In econometrics, goodness-of-fit measures tell us what percentage of the variation in a dependent variable is explained by the explanatory variables. If you’ve ever taken a statistics class, you are almost surely familiar with the R-square measure. In a regression of, say the logarithm of wage on age, gender, and education level, the R-square is simply the fraction of the total variation in wage that is explained by variation in age, gender, and education level.
Given the foregoing, you’d think R-square is a great measure, right? I mean, it tells you how much of the variation in Y all of your X‘s explain! Yeah, no… R-square is actually not all that interesting, because you can thrown in any variable on the right-hand side — for example, the color of one’s underwear in the log wage regression above — and R-square can only increase, because there is bound to be a (spurious) correlation between the color of one’s underwear and one’s wage. Even the adjusted R-square, which corrects for how many variables there are in X, isn’t that great, since that correction is somewhat arbitrary.

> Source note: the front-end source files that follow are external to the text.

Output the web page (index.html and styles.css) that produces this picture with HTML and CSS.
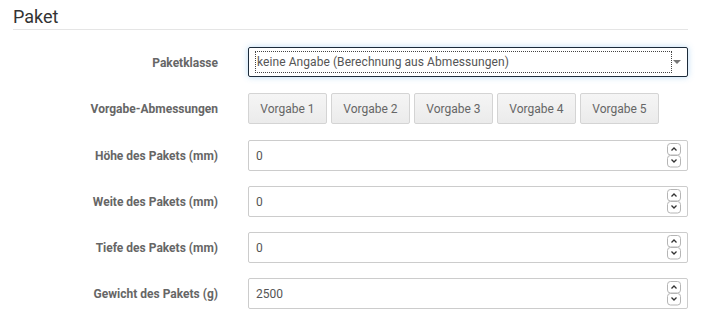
FILE: index.html
```html
<!DOCTYPE html>
<html lang="de">

<head>
    <meta charset="UTF-8">
    <meta name="viewport" content="width=device-width, initial-scale=1.0">
    <title>Paket</title>
    <link rel="stylesheet" href="styles.css">
</head>

<body>
    <section class="panel">
        <h2 class="panel-title">Paket</h2>

        <div class="form-grid">
            <label class="form-label">Paketklasse</label>
            <div class="select-box">
                <span class="select-text">keine Angabe (Berechnung aus Abmessungen)</span>
                <span class="select-arrow"></span>
            </div>

            <label class="form-label">Vorgabe-Abmessungen</label>
            <div class="preset-row">
                <button class="preset-btn">Vorgabe 1</button>
                <button class="preset-btn">Vorgabe 2</button>
                <button class="preset-btn">Vorgabe 3</button>
                <button class="preset-btn">Vorgabe 4</button>
                <button class="preset-btn">Vorgabe 5</button>
            </div>

            <label class="form-label">Höhe des Pakets (mm)</label>
            <div class="num-input">
                <span class="num-value">0</span>
                <svg class="spinner" width="14" height="25" viewBox="0 0 14 25">
                    <rect x="0.5" y="0.5" width="13" height="11.5" rx="3" fill="#fff" stroke="#b5b5b5"/>
                    <rect x="0.5" y="12.5" width="13" height="11.5" rx="3" fill="#fff" stroke="#b5b5b5"/>
                    <path d="M4.5 7.5 L7 5 L9.5 7.5" fill="none" stroke="#333" stroke-width="1.3"/>
                    <path d="M4.5 16.5 L7 19 L9.5 16.5" fill="none" stroke="#333" stroke-width="1.3"/>
                </svg>
            </div>

            <label class="form-label">Weite des Pakets (mm)</label>
            <div class="num-input">
                <span class="num-value">0</span>
                <svg class="spinner" width="14" height="25" viewBox="0 0 14 25">
                    <rect x="0.5" y="0.5" width="13" height="11.5" rx="3" fill="#fff" stroke="#b5b5b5"/>
                    <rect x="0.5" y="12.5" width="13" height="11.5" rx="3" fill="#fff" stroke="#b5b5b5"/>
                    <path d="M4.5 7.5 L7 5 L9.5 7.5" fill="none" stroke="#333" stroke-width="1.3"/>
                    <path d="M4.5 16.5 L7 19 L9.5 16.5" fill="none" stroke="#333" stroke-width="1.3"/>
                </svg>
            </div>

            <label class="form-label">Tiefe des Pakets (mm)</label>
            <div class="num-input">
                <span class="num-value">0</span>
                <svg class="spinner" width="14" height="25" viewBox="0 0 14 25">
                    <rect x="0.5" y="0.5" width="13" height="11.5" rx="3" fill="#fff" stroke="#b5b5b5"/>
                    <rect x="0.5" y="12.5" width="13" height="11.5" rx="3" fill="#fff" stroke="#b5b5b5"/>
                    <path d="M4.5 7.5 L7 5 L9.5 7.5" fill="none" stroke="#333" stroke-width="1.3"/>
                    <path d="M4.5 16.5 L7 19 L9.5 16.5" fill="none" stroke="#333" stroke-width="1.3"/>
                </svg>
            </div>

            <label class="form-label">Gewicht des Pakets (g)</label>
            <div class="num-input">
                <span class="num-value">2500</span>
                <svg class="spinner" width="14" height="25" viewBox="0 0 14 25">
                    <rect x="0.5" y="0.5" width="13" height="11.5" rx="3" fill="#fff" stroke="#b5b5b5"/>
                    <rect x="0.5" y="12.5" width="13" height="11.5" rx="3" fill="#fff" stroke="#b5b5b5"/>
                    <path d="M4.5 7.5 L7 5 L9.5 7.5" fill="none" stroke="#333" stroke-width="1.3"/>
                    <path d="M4.5 16.5 L7 19 L9.5 16.5" fill="none" stroke="#333" stroke-width="1.3"/>
                </svg>
            </div>
        </div>
    </section>
</body>

</html>
```

FILE: styles.css
```css
/* General Styles */

body {
    font-family: 'Roboto', sans-serif;
    margin: 0;
    padding: 0;
    background: #fff;
    color: #555;
}

.panel {
    padding: 6px 32px 0 13px;
}

.panel-title {
    font-size: 18px;
    font-weight: normal;
    color: #333;
    margin: 0;
    line-height: 22px;
    padding-bottom: 1px;
    border-bottom: 1px solid #e5e5e5;
}

.form-grid {
    display: grid;
    grid-template-columns: 205px 440px;
    grid-template-rows: 31px 32px repeat(4, 31px);
    column-gap: 30px;
    row-gap: 15px;
    margin-top: 17px;
    align-items: center;
}

.form-label {
    text-align: right;
    font-size: 12px;
    font-weight: bold;
    color: #666;
}

/* Select */

.select-box {
    position: relative;
    box-sizing: border-box;
    height: 30px;
    align-self: start;
    border: 1px solid #1c2b3a;
    border-radius: 2px;
    box-shadow: 0 0 6px rgba(102, 175, 233, 0.45);
    display: flex;
    align-items: center;
    padding: 0 16px 0 7px;
}

.select-text {
    flex: 1;
    font-size: 12px;
    letter-spacing: 0.07px;
    color: #555;
    line-height: 20px;
    padding: 0 1px;
    outline: 1px dotted #444;
}

.select-arrow {
    position: absolute;
    right: 6px;
    top: 12px;
    width: 0;
    height: 0;
    border-left: 4px solid transparent;
    border-right: 4px solid transparent;
    border-top: 4px solid #777;
}

/* Preset buttons */

.preset-row {
    display: flex;
    gap: 4px;
    height: 31px;
    align-self: start;
}

.preset-btn {
    width: 79px;
    height: 31px;
    font-family: 'Roboto', sans-serif;
    font-size: 12px;
    color: #666;
    background: linear-gradient(#f5f5f5, #ebebeb);
    border: 1px solid #d4d4d4;
    border-radius: 2px;
    padding: 0;
    cursor: pointer;
}

.preset-btn:hover {
    background: #e5e5e5;
}

/* Number inputs */

.num-input {
    box-sizing: border-box;
    height: 31px;
    border: 1px solid #ccc;
    border-radius: 2px;
    display: flex;
    align-items: center;
    padding: 0 6px 0 7px;
}

.num-value {
    flex: 1;
    font-size: 12px;
    color: #555;
}

.spinner {
    display: block;
}
```
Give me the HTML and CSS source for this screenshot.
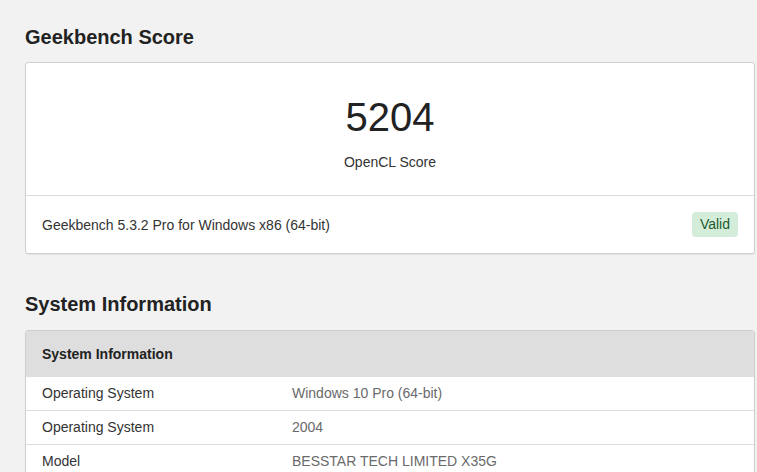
FILE: index.html
```html
<!DOCTYPE html>
<html lang="en">
<head>
<meta charset="utf-8">
<title>Geekbench Score</title>
<link rel="stylesheet" href="styles.css">
</head>
<body>
<main class="page">
  <h2 class="section-title first">Geekbench Score</h2>
  <section class="card">
    <div class="score-block">
      <div class="score">5204</div>
      <div class="score-label">OpenCL Score</div>
    </div>
    <div class="version-row">
      <span class="version">Geekbench 5.3.2 Pro for Windows x86 (64-bit)</span>
      <span class="badge">Valid</span>
    </div>
  </section>

  <h2 class="section-title second">System Information</h2>
  <section class="card table">
    <div class="table-head">System Information</div>
    <div class="row">
      <div class="cell label">Operating System</div>
      <div class="cell value">Windows 10 Pro (64-bit)</div>
    </div>
    <div class="row">
      <div class="cell label">Operating System</div>
      <div class="cell value">2004</div>
    </div>
    <div class="row">
      <div class="cell label">Model</div>
      <div class="cell value">BESSTAR TECH LIMITED X35G</div>
    </div>
  </section>
</main>
</body>
</html>
```

FILE: styles.css
```css
html, body {
  margin: 0;
  padding: 0;
  background: #f2f2f2;
  font-family: "Liberation Sans", Arial, sans-serif;
  color: #333;
  font-size: 14px;
  line-height: 20px;
}

.page {
  padding: 0 2px 0 25px;
}

.section-title {
  margin: 0;
  font-size: 20px;
  line-height: 24px;
  font-weight: bold;
  color: #222;
}

.section-title.first {
  padding-top: 25px;
  margin-bottom: 13px;
}

.section-title.second {
  margin-top: 38px;
  margin-bottom: 14px;
}

.card {
  background: #fff;
  border: 1px solid #cfcfcf;
  border-radius: 3px;
  box-shadow: 0 1px 1px rgba(0, 0, 0, 0.06);
  overflow: hidden;
}

.score-block {
  padding: 30px 16px 23px;
  text-align: center;
  border-bottom: 1px solid #dcdcdc;
}

.score {
  font-size: 40px;
  line-height: 48px;
  color: #222;
}

.score-label {
  margin-top: 11px;
  font-size: 14px;
  line-height: 20px;
  color: #333;
}

.version-row {
  display: flex;
  align-items: center;
  justify-content: space-between;
  padding: 16px 16px 16px 16px;
}

.badge {
  display: inline-block;
  height: 25px;
  line-height: 25px;
  padding: 0 8px;
  border-radius: 4px;
  background: #d4eddb;
  color: #1e5a2c;
}

.table-head {
  background: #dedede;
  font-weight: bold;
  padding: 13px 16px;
  line-height: 20px;
  color: #222;
}

.row {
  display: grid;
  grid-template-columns: 250px 1fr;
  border-top: 1px solid #dddddd;
}

.table-head + .row {
  border-top: none;
}

.cell {
  padding: 6px 16px 7px;
  line-height: 20px;
}

.label {
  color: #333;
}

.value {
  color: #6a6a6a;
}
```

With binary outcomes (i.e., when Y can only be equal to one or zero, such as in questions answered by “Yes” or “No”), people often like to use the percentage of ones and zeroes correctly predicted, and report that as a measure of goodness-of-fit. Kennedy, in his classic econometric intuition-building treatise, argued that this was not a very good measure:
It is tempting to use the percentage of correct predictions as a measure of goodness of fit. This temptation should be resisted: a naïve predictor, for example that every y = 1, could do well on this criterion. A better measure along these lines is the sum of the fraction of zeros correctly predicted plus the fraction of ones correctly predicted, a number which should exceed unity if the prediction method is of value. See McIntosh and Dorfman (1992).
This could use a bit of explanation: Suppose we have Y = (0, 1, 1, 1, 1, 1, 1, 1), and we have a vector of predicted values of Y be (0, 1, 1, 0, 1, 1, 1, 0). The usual percentage-of-correct-predictions measure would be 0.75, since 75% of observations are correctly predicted, or 6 out of 8. But one can do even better by guessing “all ones.” Indeed, if I were to guess all ones, I’d get 87.5% goodness of fit, or 7 out of 8.
What McIntosh and Dorfman (1992) suggested instead was to add up (i) the fraction of correctly predicted zeros (in my example, 100%) and (ii) the fraction of correctly predicted ones (in my example, 50%). In my example, then, the total McIntosh-Dorfman goodness-of-fit measure would be 1.5 which, by McIntosh and Dorfman criterion standards, would be deemed a good fit, since it exceeds 1.
Now, if your reaction to the above was this:
Consider the following example from a referee report I received on my 2012 World Development article about the welfare impacts of participation in contract farming.
In that referee report, the reviewer was faulting me for low pseudo R-square measures on a probit, and suggested that I report the percentage of correct predictions. Notwithstanding the fact that that pseudo R-square measures are pretty bad (see Estrella, 1998 on that point), I responded with the Kennedy quote above, and in the published version of my paper, in table 5, I actually report three measures: the pseudo R-square (0.081), the percentage of correct predictions (0.63), and the Dorfman-McIntosh measure (1.29). Note that although the percentage of correct predictions and the McIntosh-Dorfman measure are consistent with one another (if I assume I predicted 63% of both ones and zeros correctly, I get a McIntosh-Dorfman of 0.126), the pseudo R-square tells me that only 8 percent of the variance in the dependent variable is explained by my left-hand side variable, which does strike me as misleading in this case.